Read the listing and extract each line that includes the word "code".

################

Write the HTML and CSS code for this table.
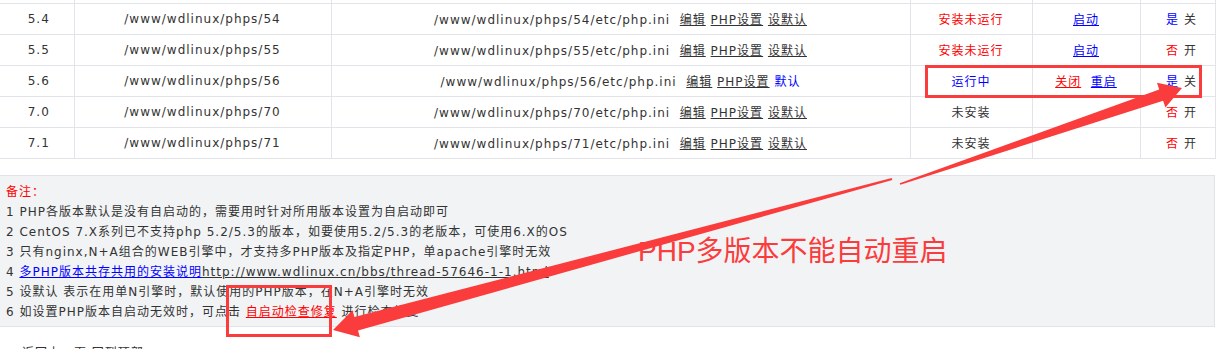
FILE: index.html
```html
<!DOCTYPE html>
<html lang="zh-CN">
<head>
<meta charset="utf-8">
<title>PHP多版本管理</title>
<link rel="stylesheet" href="styles.css">
</head>
<body>
<div class="page">
  <table class="php-table">
    <colgroup>
      <col class="c-ver"><col class="c-dir"><col class="c-ini"><col class="c-state"><col class="c-op"><col class="c-auto">
    </colgroup>
    <tbody>
      <tr class="cut"><td></td><td></td><td></td><td></td><td></td><td></td></tr>
      <tr>
        <td class="ver">5.4</td>
        <td>/www/wdlinux/phps/54</td>
        <td>/www/wdlinux/phps/54/etc/php.ini&nbsp; <a class="lk">编辑</a> <a class="lk">PHP设置</a> <a class="lk">设默认</a></td>
        <td class="red">安装未运行</td>
        <td><a class="lk blue">启动</a></td>
        <td class="auto"><span class="blue">是</span> <a class="sw">关</a></td>
      </tr>
      <tr>
        <td class="ver">5.5</td>
        <td>/www/wdlinux/phps/55</td>
        <td>/www/wdlinux/phps/55/etc/php.ini&nbsp; <a class="lk">编辑</a> <a class="lk">PHP设置</a> <a class="lk">设默认</a></td>
        <td class="red">安装未运行</td>
        <td><a class="lk blue">启动</a></td>
        <td class="auto"><span class="red">否</span> <a class="sw">开</a></td>
      </tr>
      <tr>
        <td class="ver">5.6</td>
        <td>/www/wdlinux/phps/56</td>
        <td>/www/wdlinux/phps/56/etc/php.ini&nbsp; <a class="lk">编辑</a> <a class="lk">PHP设置</a> <span class="blue">默认</span></td>
        <td class="blue">运行中</td>
        <td><a class="lk red">关闭</a>&nbsp; <a class="lk blue">重启</a></td>
        <td class="auto"><span class="blue">是</span> <a class="sw">关</a></td>
      </tr>
      <tr>
        <td class="ver">7.0</td>
        <td>/www/wdlinux/phps/70</td>
        <td>/www/wdlinux/phps/70/etc/php.ini&nbsp; <a class="lk">编辑</a> <a class="lk">PHP设置</a> <a class="lk">设默认</a></td>
        <td>未安装</td>
        <td></td>
        <td class="auto"><span class="red">否</span> <a class="sw">开</a></td>
      </tr>
      <tr>
        <td class="ver">7.1</td>
        <td>/www/wdlinux/phps/71</td>
        <td>/www/wdlinux/phps/71/etc/php.ini&nbsp; <a class="lk">编辑</a> <a class="lk">PHP设置</a> <a class="lk">设默认</a></td>
        <td>未安装</td>
        <td></td>
        <td class="auto"><span class="red">否</span> <a class="sw">开</a></td>
      </tr>
    </tbody>
  </table>

  <div class="notes">
    <div class="red">备注：</div>
    <div>1 PHP各版本默认是没有自启动的，需要用时针对所用版本设置为自启动即可</div>
    <div>2 CentOS 7.X系列已不支持php 5.2/5.3的版本，如要使用5.2/5.3的老版本，可使用6.X的OS</div>
    <div>3 只有nginx,N+A组合的WEB引擎中，才支持多PHP版本及指定PHP，单apache引擎时无效</div>
    <div>4 <a class="lk blue">多PHP版本共存共用的安装说明</a><a class="lk">http://www.wdlinux.cn/bbs/thread-57646-1-1.html</a></div>
    <div>5 设默认 表示在用单N引擎时，默认使用的PHP版本，在N+A引擎时无效</div>
    <div>6 如设置PHP版本自启动无效时，可点击 <a class="lk red">自启动检查修复</a> 进行检查修复</div>
  </div>

  <div class="footer"><a class="plain">返回上一页</a> <a class="plain">回到顶部</a></div>

  <svg class="marks" width="1221" height="349" viewBox="0 0 1221 349">
    <rect x="926.5" y="66.5" width="274" height="30" fill="none" stroke="#fa3c3c" stroke-width="3"/>
    <rect x="227.5" y="286.5" width="103" height="49" fill="none" stroke="#fa3c3c" stroke-width="3"/>
    <polygon fill="#fa3c3c" points="899.7,183.2 1159.2,89.4 1157,82.8 1182,88 1165.4,107.4 1163.1,100.8 900.3,184.8"/>
    <polygon fill="#fa3c3c" points="891.7,178 354.4,317 352.5,310.2 333,330 359.9,337.2 358,330.5 892.3,180"/>
  </svg>
  <div class="callout">PHP多版本不能自动重启</div>
</div>
</body>
</html>
```

FILE: styles.css
```css
* {
  box-sizing: border-box;
}

html,
body {
  margin: 0;
  padding: 0;
  background: #ffffff;
}

body {
  font-family: "DejaVu Sans", "Noto Sans CJK SC", sans-serif;
  font-size: 12px;
  letter-spacing: 1px;
  color: #333333;
}

.page {
  position: relative;
  width: 1221px;
  height: 349px;
  overflow: hidden;
}

.php-table {
  border-collapse: collapse;
  table-layout: fixed;
  width: 1215px;
}

.c-ver { width: 74px; }
.c-dir { width: 257px; }
.c-ini { width: 579px; }
.c-state { width: 122px; }
.c-op { width: 108px; }
.c-auto { width: 75px; }

.php-table td {
  border: 1px solid #e3e4e9;
  height: 31px;
  padding: 0 2px;
  text-align: center;
  white-space: nowrap;
  vertical-align: middle;
}

.php-table td:first-child {
  border-left: none;
}

.php-table .cut td {
  height: 3px;
  padding: 0;
  border-top: none;
  font-size: 0;
  line-height: 0;
}

.php-table td.ver {
  padding-left: 6px;
}

.php-table td.auto {
  padding-left: 10px;
}

.lk {
  color: #333333;
  text-decoration: underline;
  cursor: pointer;
}

.sw {
  color: #333333;
  text-decoration: none;
  cursor: pointer;
}

.red,
.lk.red {
  color: #ff0000;
}

.blue,
.lk.blue {
  color: #0000ff;
}

.notes {
  margin-top: 16px;
  width: 1215px;
  background: #f2f3f5;
  border: 1px solid #e1e3e8;
  border-left: none;
  padding: 6px 6px 4px;
  line-height: 20px;
}

.footer {
  padding: 16px 0 0 22px;
  line-height: 20px;
}

.plain {
  color: #333333;
  text-decoration: none;
}

.marks {
  position: absolute;
  left: 0;
  top: 0;
}

.callout {
  position: absolute;
  left: 638px;
  top: 238px;
  font-family: "Liberation Sans", "Noto Sans CJK SC", sans-serif;
  font-size: 28px;
  line-height: 28px;
  letter-spacing: 0;
  color: #fa3c3c;
  white-space: nowrap;
}
```
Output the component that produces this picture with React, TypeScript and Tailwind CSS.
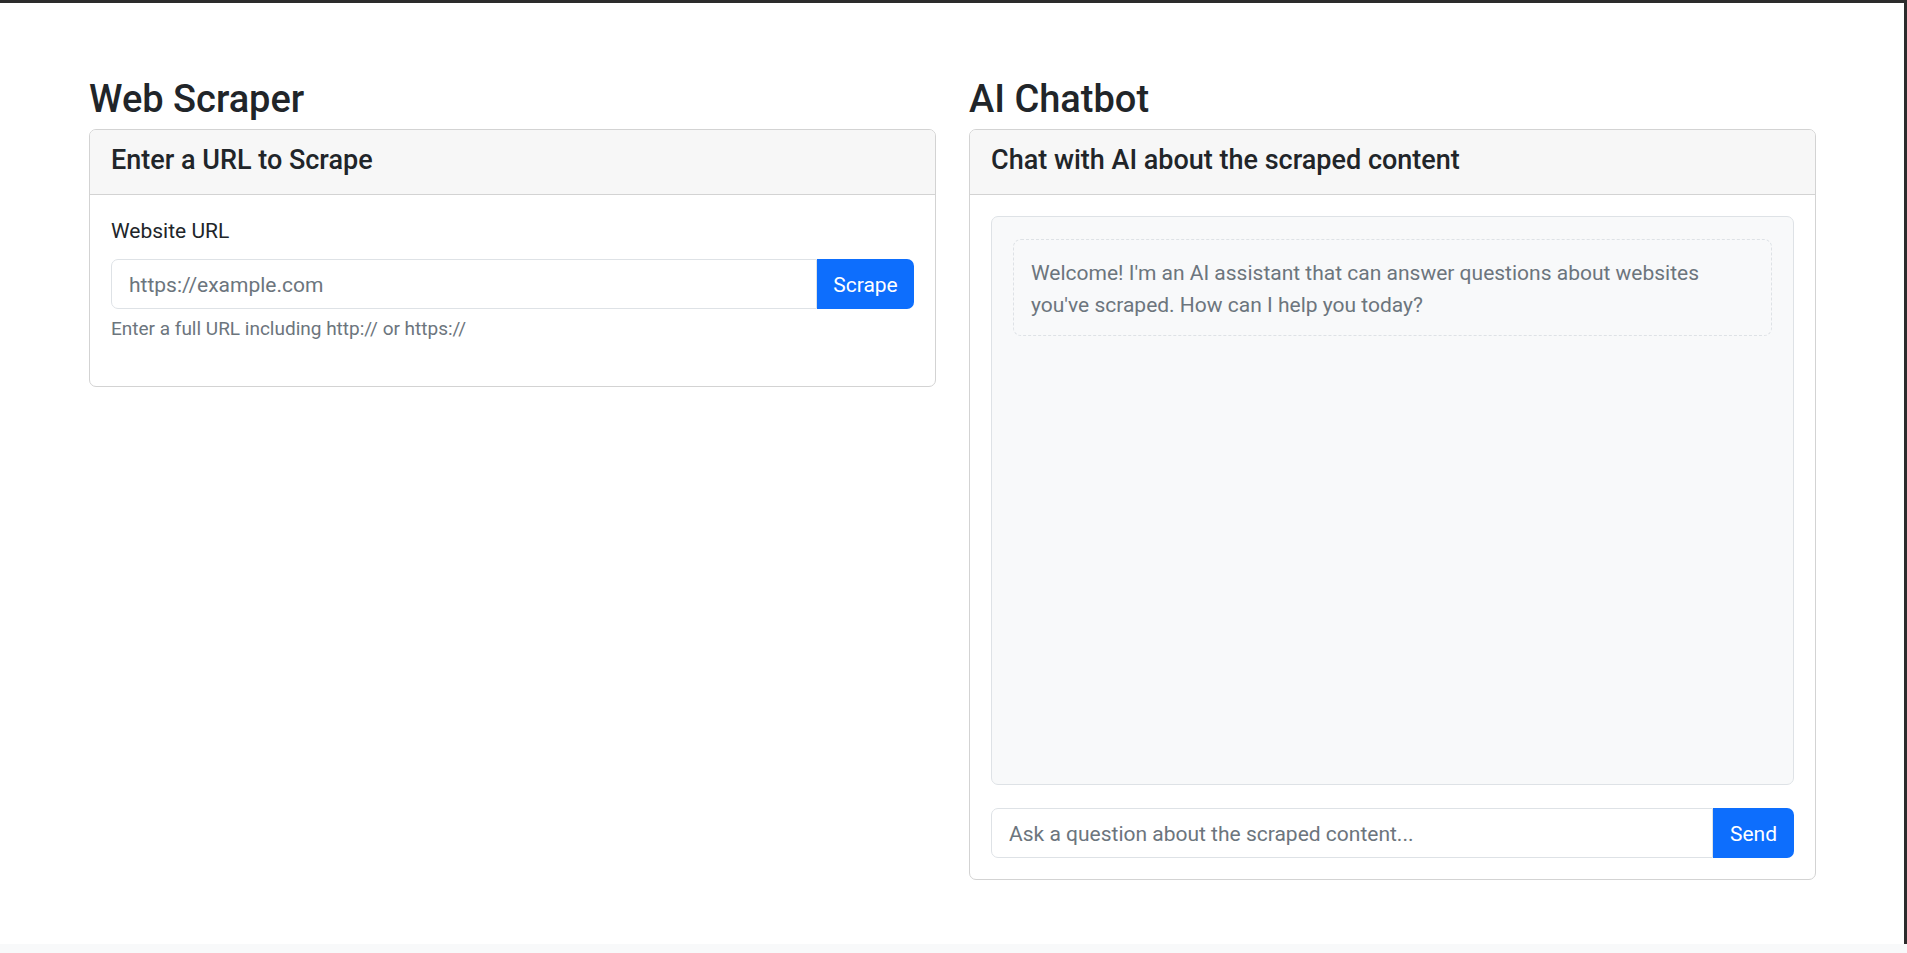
import { useState } from 'react';

const Card = ({ title, children }: { title: string; children: React.ReactNode }) => (
  <div className="overflow-hidden rounded-[7px] border border-[#d3d3d3] bg-white">
    <div className="h-[65px] border-b border-[#d3d3d3] bg-[#f7f7f7] px-[21px] pt-[14px]">
      <h4 className="text-[27px] font-medium leading-[32px] text-[#212529]">{title}</h4>
    </div>
    {children}
  </div>
);

const App = () => {
  const [url, setUrl] = useState('');
  const [question, setQuestion] = useState('');

  return (
    <div className="flex h-[953px] flex-col bg-white font-['Segoe_UI',Roboto,'Noto_Sans',sans-serif] text-[#212529]">
      <div className="h-[3px] w-full shrink-0 bg-[#2c2c2c]" />
      <div className="flex min-h-0 flex-1 border-r-[3px] border-[#2c2c2c]">
        <div className="grid flex-1 grid-cols-2 items-start gap-[33px] pl-[89px] pr-[88px] pt-[74px]">
          {/* scraper */}
          <div>
            <h2 className="mb-[8px] text-[38px] font-medium leading-[44px]">Web Scraper</h2>
            <Card title="Enter a URL to Scrape">
              <div className="px-[21px] pb-[44px] pt-[21px]">
                <label className="mb-[13px] block pt-[1px] text-[21px] leading-[29px]">Website URL</label>
                <div className="flex h-[50px]">
                  <input
                    value={url}
                    onChange={(e) => setUrl(e.target.value)}
                    placeholder="https://example.com"
                    className="min-w-0 flex-1 rounded-l-[7px] border border-[#dee2e6] px-[17px] pt-[3px] text-[21px] outline-none placeholder:text-[#6c757d]"
                  />
                  <button className="w-[97px] rounded-r-[7px] bg-[#0d6efd] pt-[3px] text-[21px] text-white">Scrape</button>
                </div>
                <div className="mt-[7px] text-[19px] leading-[26px] text-[#6c757d]">
                  Enter a full URL including http:// or https://
                </div>
              </div>
            </Card>
          </div>

          {/* chatbot */}
          <div>
            <h2 className="mb-[8px] text-[38px] font-medium leading-[44px]">AI Chatbot</h2>
            <Card title="Chat with AI about the scraped content">
              <div className="px-[21px] pb-[21px] pt-[21px]">
                <div className="h-[569px] rounded-[7px] border border-[#dee2e6] bg-[#f8f9fa] px-[21px] pt-[22px]">
                  <div className="rounded-[8px] border border-dashed border-[#dee2e6] px-[17px] pb-[14px] pt-[18px] text-[21px] leading-[31.7px] text-[#6c757d]">
                    Welcome! I'm an AI assistant that can answer questions about websites you've scraped. How can I help
                    you today?
                  </div>
                </div>
                <div className="mt-[23px] flex h-[50px]">
                  <input
                    value={question}
                    onChange={(e) => setQuestion(e.target.value)}
                    placeholder="Ask a question about the scraped content..."
                    className="min-w-0 flex-1 rounded-l-[7px] border border-[#dee2e6] px-[17px] pt-[3px] text-[21px] outline-none placeholder:text-[#6c757d]"
                  />
                  <button className="w-[81px] rounded-r-[7px] bg-[#0d6efd] pt-[3px] text-[21px] text-white">Send</button>
                </div>
              </div>
            </Card>
          </div>
        </div>
      </div>
      <div className="h-[9px] w-full shrink-0 bg-[#f8f9fa]" />
    </div>
  );
};

export default App;
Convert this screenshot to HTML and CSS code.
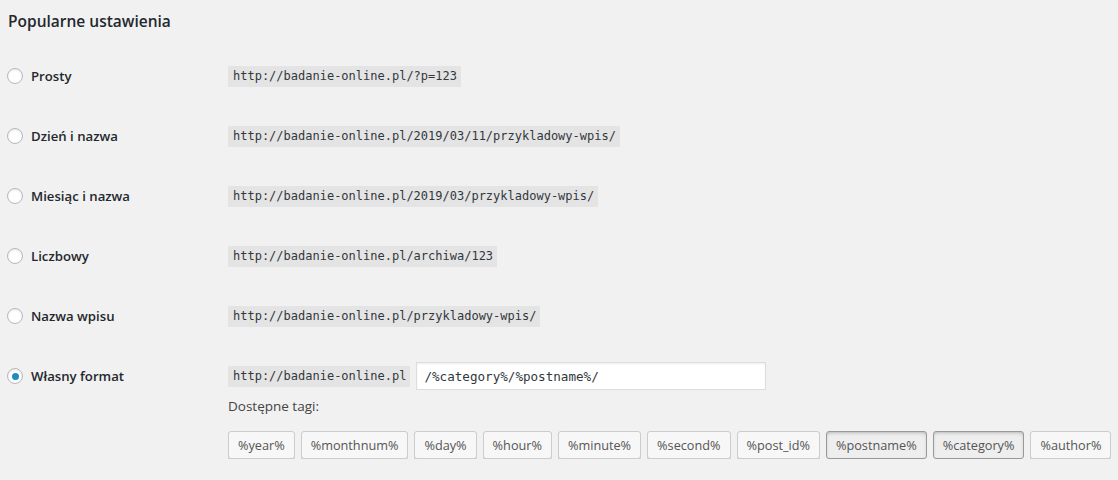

################

Response -
Write the HTML and CSS code for this table.
Convert this screenshot to HTML and CSS code.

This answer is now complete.